Valley in the northern part of the Danish island of Bornholm

Døndalen is a valley in the northern part of the Danish island of Bornholm. Located next to the road from Gudhjem to Tejn, it is known for its waterfall, which is Denmark's tallest.

==Description==
Døndalen, which covers an area of 37 hectares (91 acres), is one of Bornholm's crack valleys cutting through the granite rock. The wooded area reaches inland from the coast. In springtime the valley is covered with anemones and ramsons, and the song of nightingales can sometimes be heard.

==Background==
Døndalen has been wooded since the last ice age, 10,000 years ago. Over the past 7,000 years, the trees have been deciduous. There have been various archeological finds in the valley including burial sites and evidence of cremations. It is not known how a sword in a wooden sheath and gilded pearls of glass arrived there. As part of the island's defences in the 16th century, earthworks were constructed at the bottom of the valley next to the shore. The embankments, which can still be seen today, provided protection for those using canons and rifles to deter the enemy.

==Landscape==
Half way up the valley, the brook known as Døndaleåen falls some 20 m, forming Denmark's largest waterfall. The rocky banks on the northwestern side rise 25 m to the Amtmandsstenen viewpoint which looks out over the Baltic Sea to Christiansø. The brook runs from Dammemose near Klemensker via Spellinge Mose. The stretch from Røvejen (the road from Rø to Olsker) to the coast has varying scenery and the waterfall. For most of the year, there is only a trickle of water in the brook, but in winter the waterfall is fuller.

==Fauna and flora==
Døndalen has several examples of birdlife, particularly in the spring with nightingales, blackcaps, garden warblers, treecreepers and chaffinches. Buzzards. In the winter months, dippers feed in the stream. Deer are also present in the woods. Salmon and other fish occupy the stream.

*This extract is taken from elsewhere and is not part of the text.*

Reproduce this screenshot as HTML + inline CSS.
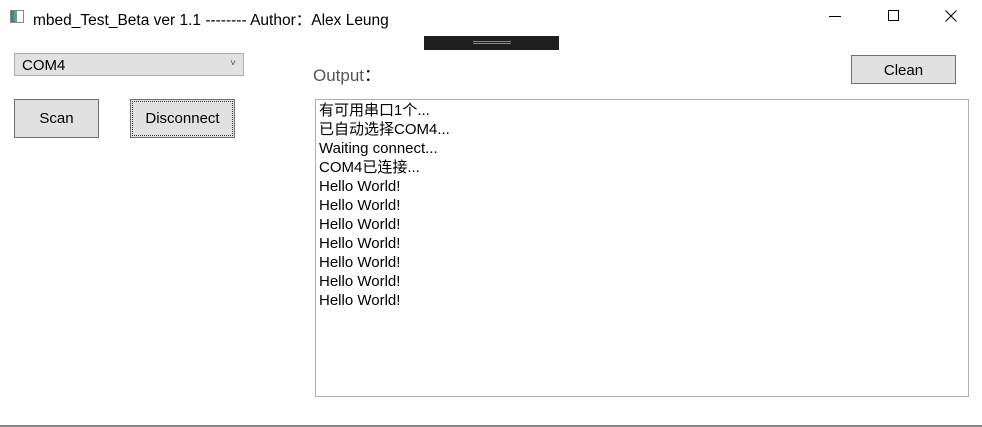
<!DOCTYPE html>
<html><head><meta charset="utf-8"><style>
body{margin:0;width:982px;height:427px;background:#fff;position:relative;overflow:hidden;font-family:"Liberation Sans","Noto Sans CJK SC",sans-serif;color:#000}
.a{position:absolute}
.btn{position:absolute;background:#e1e1e1;border:1px solid #adadad;box-sizing:border-box;font-size:15px;text-align:center}
</style></head><body>
<div class="a" style="left:10px;top:10px;width:14px;height:13px;border:1px solid #888;box-sizing:border-box;background:linear-gradient(90deg,#3a7a6a 0,#6aa 50%,#fff 50%)"></div>
<div class="a" style="left:33px;top:8px;font-size:15.5px;white-space:nowrap">mbed_Test_Beta ver 1.1 -------- Author：Alex Leung</div>
<div class="a" style="left:829px;top:16px;width:12px;height:1px;background:#000"></div>
<div class="a" style="left:888px;top:10px;width:11px;height:11px;border:1px solid #000;box-sizing:border-box"></div>
<svg class="a" style="left:945px;top:10px" width="12" height="12"><path d="M0.5 0.5L11.5 11.5M11.5 0.5L0.5 11.5" stroke="#000" stroke-width="1"/></svg>
<div class="a" style="left:424px;top:36px;width:135px;height:14px;background:#1e1e1e"></div>
<div class="a" style="left:473px;top:41px;width:38px;height:1px;background:#888"></div>
<div class="a" style="left:473px;top:43px;width:38px;height:1px;background:#888"></div>
<div class="btn" style="left:14px;top:53px;width:230px;height:23px;text-align:left;padding:3px 0 0 7px;line-height:17px">COM4<span class="a" style="right:7px;top:1px;font-size:10px;color:#555">˅</span></div>
<div class="btn" style="left:14px;top:99px;width:85px;height:39px;line-height:38px;border-color:#707070">Scan</div>
<div class="btn" style="left:130px;top:99px;width:105px;height:39px;line-height:38px;border-color:#707070"><div class="a" style="left:1px;top:1px;right:1px;bottom:1px;border:1px dotted #333"></div>Disconnect</div>
<div class="a" style="left:313px;top:61px;font-size:17px;color:#555">Output<span style="color:#000">：</span></div>
<div class="btn" style="left:851px;top:55px;width:105px;height:29px;line-height:29px;border-color:#707070">Clean</div>
<div class="a" style="left:315px;top:99px;width:654px;height:298px;border:1px solid #abadb3;box-sizing:border-box;padding:1px 0 0 3px;font-size:15px;line-height:19px">有可用串口1个...<br>已自动选择COM4...<br>Waiting connect...<br>COM4已连接...<br>Hello World!<br>Hello World!<br>Hello World!<br>Hello World!<br>Hello World!<br>Hello World!<br>Hello World!</div>
<div class="a" style="left:0;top:425px;width:982px;height:2px;background:#888"></div>
</body></html>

In addition to the ramsons and white, yellow and blue anemones, there are arum and toothworts. On occasion, some orchids can be seen, including the marsh orchid and twayblade. Trees include hornbeam, silver birch, ash, elm and hazel as well as several varieties of rowan. In 1916, Aksel Jensen, a farmer, cultivated the northeastern side of Døndalen. His interest in trees led him to plant approximately 150 varieties from around the world. They include Chinese cork oak, Californian mammoth trees, Himalayan spruce and also a rare European variety, the chequer tree.

==Signposted walks==
From the car park on the main road from Gudhjem to Tejn, there are signposted footpaths through the valley taking visitors through Aksel Jensen's plantation with trees, along the valley and past the waterfall. The viewpoint at Amtmandssten can be reached up a flight of steps. On the other side of the road, the path along the coast leads to the high granite cliffs known as Helligdomsklipperne.